Exercise brief -
Extract the whole listing as it stands. Do not include the pictures.

------ Given data

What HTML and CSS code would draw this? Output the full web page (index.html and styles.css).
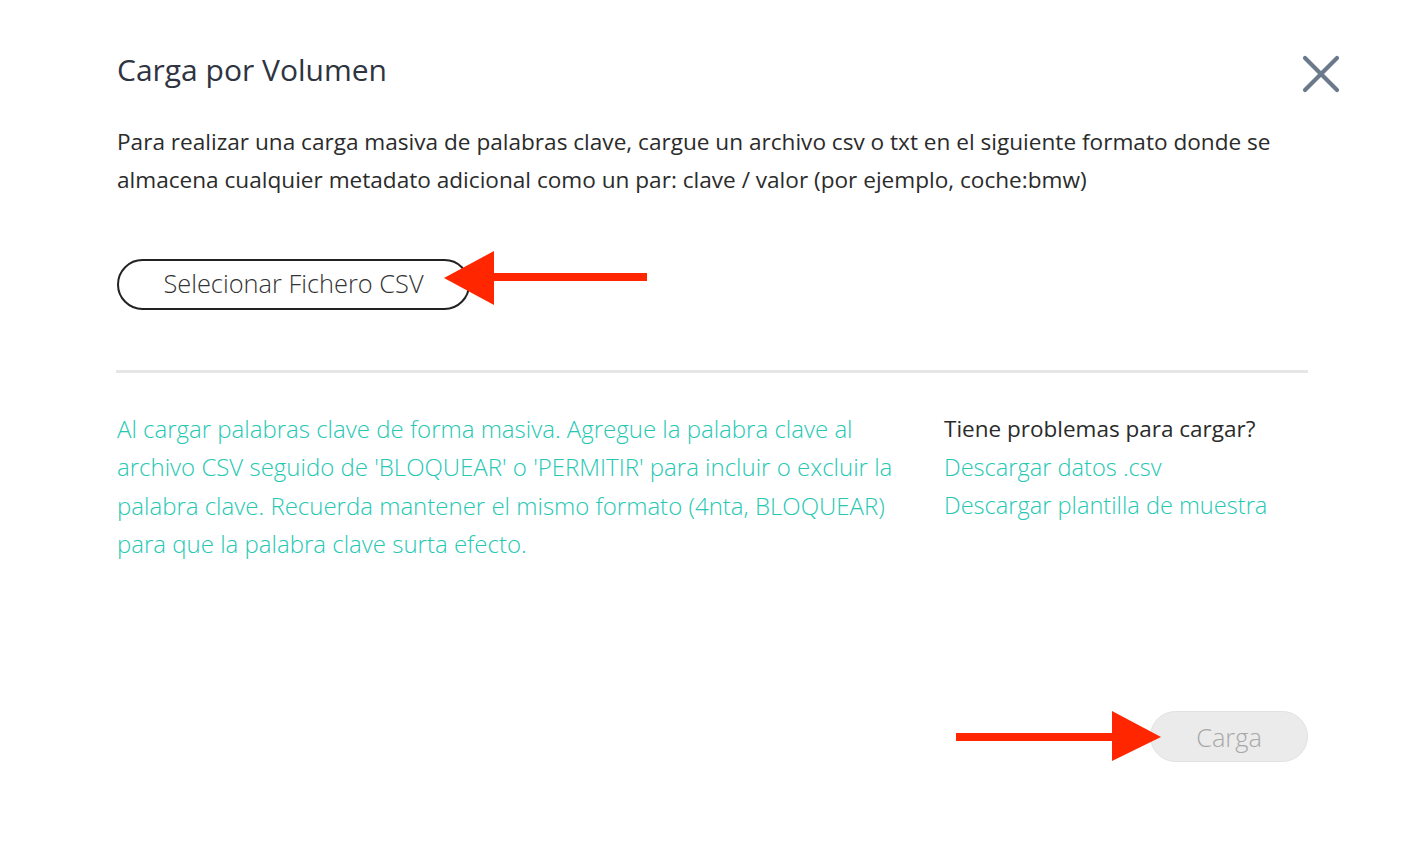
FILE: index.html
```html
<!DOCTYPE html>
<html lang="es">
<head>
<meta charset="utf-8">
<title>Carga por Volumen</title>
<link rel="stylesheet" href="styles.css">
</head>
<body>
<div class="modal">
  <header class="modal-header">
    <h1 class="modal-title">Carga por Volumen</h1>
    <button class="close-btn" aria-label="Cerrar">
      <svg width="38" height="38" viewBox="0 0 38 38"><path d="M3 3 L35 35 M35 3 L3 35" stroke="#6a7a8b" stroke-width="4.2" stroke-linecap="round"/></svg>
    </button>
  </header>
  <p class="intro">Para realizar una carga masiva de palabras clave, cargue un archivo csv o txt en el siguiente formato donde se<br>almacena cualquier metadato adicional como un par: clave / valor (por ejemplo, coche:bmw)</p>
  <div class="file-row">
    <button class="file-btn">Selecionar Fichero CSV</button>
    <svg class="arrow arrow-left" width="206" height="54" viewBox="0 0 206 54"><polygon points="0,27 50,0 50,54" fill="#ff2600"/><rect x="46" y="22" width="157" height="8" fill="#ff2600"/></svg>
  </div>
  <hr class="divider">
  <div class="info">
    <p class="info-text">Al cargar palabras clave de forma masiva. Agregue la palabra clave al<br>archivo CSV seguido de 'BLOQUEAR' o 'PERMITIR' para incluir o excluir la<br>palabra clave. Recuerda mantener el mismo formato (4nta, BLOQUEAR)<br>para que la palabra clave surta efecto.</p>
    <div class="help">
      <div class="help-title">Tiene problemas para cargar?</div>
      <a class="help-link" href="#">Descargar datos .csv</a>
      <a class="help-link" href="#">Descargar plantilla de muestra</a>
    </div>
  </div>
  <div class="footer">
    <svg class="arrow arrow-right" width="206" height="52" viewBox="0 0 206 52"><rect x="0" y="22" width="160" height="8" fill="#ff2600"/><polygon points="205,26 156,0 156,50" fill="#ff2600"/></svg>
    <button class="submit-btn" disabled>Carga</button>
  </div>
</div>
</body>
</html>
```
FILE: styles.css
```css
html, body {
  margin: 0;
  padding: 0;
  background: #ffffff;
}
body {
  font-family: "Open Sans", "Lato", sans-serif;
  color: #2b2b2b;
}
.modal {
  width: 1191px;
  margin-left: 117px;
  padding-top: 50px;
  position: relative;
}
.modal-header {
  display: flex;
  justify-content: space-between;
  align-items: center;
  margin-right: -32px;
  height: 40px;
}
.modal-title {
  margin: 0;
  font-size: 30px;
  font-weight: 400;
  color: #2e3440;
  line-height: 40px;
}
.close-btn {
  border: 0;
  background: none;
  padding: 0;
  width: 38px;
  height: 38px;
  margin-top: 8px;
  cursor: pointer;
}
.close-btn svg { display: block; }
.intro {
  margin: 33px 0 0;
  font-size: 22.6px;
  line-height: 38px;
  color: #2b2b2b;
}
.file-row {
  margin-top: 60px;
  display: flex;
  align-items: center;
  position: relative;
}
.file-btn {
  width: 353px;
  height: 51px;
  border: 2px solid #222;
  border-radius: 26px;
  background: #fff;
  font-family: inherit;
  font-size: 25.4px;
  font-weight: 300;
  color: #333;
  padding: 0 0 2px;
  line-height: 1;
}
.arrow {
  position: absolute;
}
.arrow-left {
  left: 327px;
  top: -8px;
}
.divider {
  margin: 60px 0 0 -1px;
  border: 0;
  height: 3px;
  background: #e6e6e6;
  width: 1192px;
}
.info {
  display: grid;
  grid-template-columns: 800px 1fr;
  column-gap: 27px;
  margin-top: 37px;
}
.info-text {
  margin: 0;
  font-size: 24px;
  line-height: 38.3px;
  font-weight: 300;
  color: #26c8b3;
  white-space: nowrap;
}
.help {
  display: flex;
  flex-direction: column;
  font-size: 22.5px;
  line-height: 38px;
  white-space: nowrap;
}
.help-title {
  color: #2b2b2b;
}
.help-link {
  color: #26c8b3;
  text-decoration: none;
  font-weight: 300;
  font-size: 23.6px;
}
.footer {
  margin-top: 148px;
  display: flex;
  justify-content: flex-end;
  position: relative;
}
.arrow-right {
  position: absolute;
  right: 146px;
  top: 0;
}
.submit-btn {
  width: 158px;
  height: 51px;
  border: 1px solid #e2e2e2;
  border-radius: 26px;
  background: #ebebeb;
  font-family: inherit;
  font-size: 25.4px;
  font-weight: 300;
  color: #a8a8a8;
  padding: 2px 0 0;
  line-height: 1;
}
```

------------

Solved exercise -
What HTML and CSS code would draw this? Output the full web page (index.html and styles.css).
FILE: index.html
```html
<!DOCTYPE html>
<html lang="es">
<head>
<meta charset="utf-8">
<title>Carga por Volumen</title>
<link rel="stylesheet" href="styles.css">
</head>
<body>
<div class="modal">
  <header class="modal-header">
    <h1 class="modal-title">Carga por Volumen</h1>
    <button class="close-btn" aria-label="Cerrar">
      <svg width="38" height="38" viewBox="0 0 38 38"><path d="M3 3 L35 35 M35 3 L3 35" stroke="#6a7a8b" stroke-width="4.2" stroke-linecap="round"/></svg>
    </button>
  </header>
  <p class="intro">Para realizar una carga masiva de palabras clave, cargue un archivo csv o txt en el siguiente formato donde se<br>almacena cualquier metadato adicional como un par: clave / valor (por ejemplo, coche:bmw)</p>
  <div class="file-row">
    <button class="file-btn">Selecionar Fichero CSV</button>
    <svg class="arrow arrow-left" width="206" height="54" viewBox="0 0 206 54"><polygon points="0,27 50,0 50,54" fill="#ff2600"/><rect x="46" y="22" width="157" height="8" fill="#ff2600"/></svg>
  </div>
  <hr class="divider">
  <div class="info">
    <p class="info-text">Al cargar palabras clave de forma masiva. Agregue la palabra clave al<br>archivo CSV seguido de 'BLOQUEAR' o 'PERMITIR' para incluir o excluir la<br>palabra clave. Recuerda mantener el mismo formato (4nta, BLOQUEAR)<br>para que la palabra clave surta efecto.</p>
    <div class="help">
      <div class="help-title">Tiene problemas para cargar?</div>
      <a class="help-link" href="#">Descargar datos .csv</a>
      <a class="help-link" href="#">Descargar plantilla de muestra</a>
    </div>
  </div>
  <div class="footer">
    <svg class="arrow arrow-right" width="206" height="52" viewBox="0 0 206 52"><rect x="0" y="22" width="160" height="8" fill="#ff2600"/><polygon points="205,26 156,0 156,50" fill="#ff2600"/></svg>
    <button class="submit-btn" disabled>Carga</button>
  </div>
</div>
</body>
</html>
```
FILE: styles.css
```css
html, body {
  margin: 0;
  padding: 0;
  background: #ffffff;
}
body {
  font-family: "Open Sans", "Lato", sans-serif;
  color: #2b2b2b;
}
.modal {
  width: 1191px;
  margin-left: 117px;
  padding-top: 50px;
  position: relative;
}
.modal-header {
  display: flex;
  justify-content: space-between;
  align-items: center;
  margin-right: -32px;
  height: 40px;
}
.modal-title {
  margin: 0;
  font-size: 30px;
  font-weight: 400;
  color: #2e3440;
  line-height: 40px;
}
.close-btn {
  border: 0;
  background: none;
  padding: 0;
  width: 38px;
  height: 38px;
  margin-top: 8px;
  cursor: pointer;
}
.close-btn svg { display: block; }
.intro {
  margin: 33px 0 0;
  font-size: 22.6px;
  line-height: 38px;
  color: #2b2b2b;
}
.file-row {
  margin-top: 60px;
  display: flex;
  align-items: center;
  position: relative;
}
.file-btn {
  width: 353px;
  height: 51px;
  border: 2px solid #222;
  border-radius: 26px;
  background: #fff;
  font-family: inherit;
  font-size: 25.4px;
  font-weight: 300;
  color: #333;
  padding: 0 0 2px;
  line-height: 1;
}
.arrow {
  position: absolute;
}
.arrow-left {
  left: 327px;
  top: -8px;
}
.divider {
  margin: 60px 0 0 -1px;
  border: 0;
  height: 3px;
  background: #e6e6e6;
  width: 1192px;
}
.info {
  display: grid;
  grid-template-columns: 800px 1fr;
  column-gap: 27px;
  margin-top: 37px;
}
.info-text {
  margin: 0;
  font-size: 24px;
  line-height: 38.3px;
  font-weight: 300;
  color: #26c8b3;
  white-space: nowrap;
}
.help {
  display: flex;
  flex-direction: column;
  font-size: 22.5px;
  line-height: 38px;
  white-space: nowrap;
}
.help-title {
  color: #2b2b2b;
}
.help-link {
  color: #26c8b3;
  text-decoration: none;
  font-weight: 300;
  font-size: 23.6px;
}
.footer {
  margin-top: 148px;
  display: flex;
  justify-content: flex-end;
  position: relative;
}
.arrow-right {
  position: absolute;
  right: 146px;
  top: 0;
}
.submit-btn {
  width: 158px;
  height: 51px;
  border: 1px solid #e2e2e2;
  border-radius: 26px;
  background: #ebebeb;
  font-family: inherit;
  font-size: 25.4px;
  font-weight: 300;
  color: #a8a8a8;
  padding: 2px 0 0;
  line-height: 1;
}
```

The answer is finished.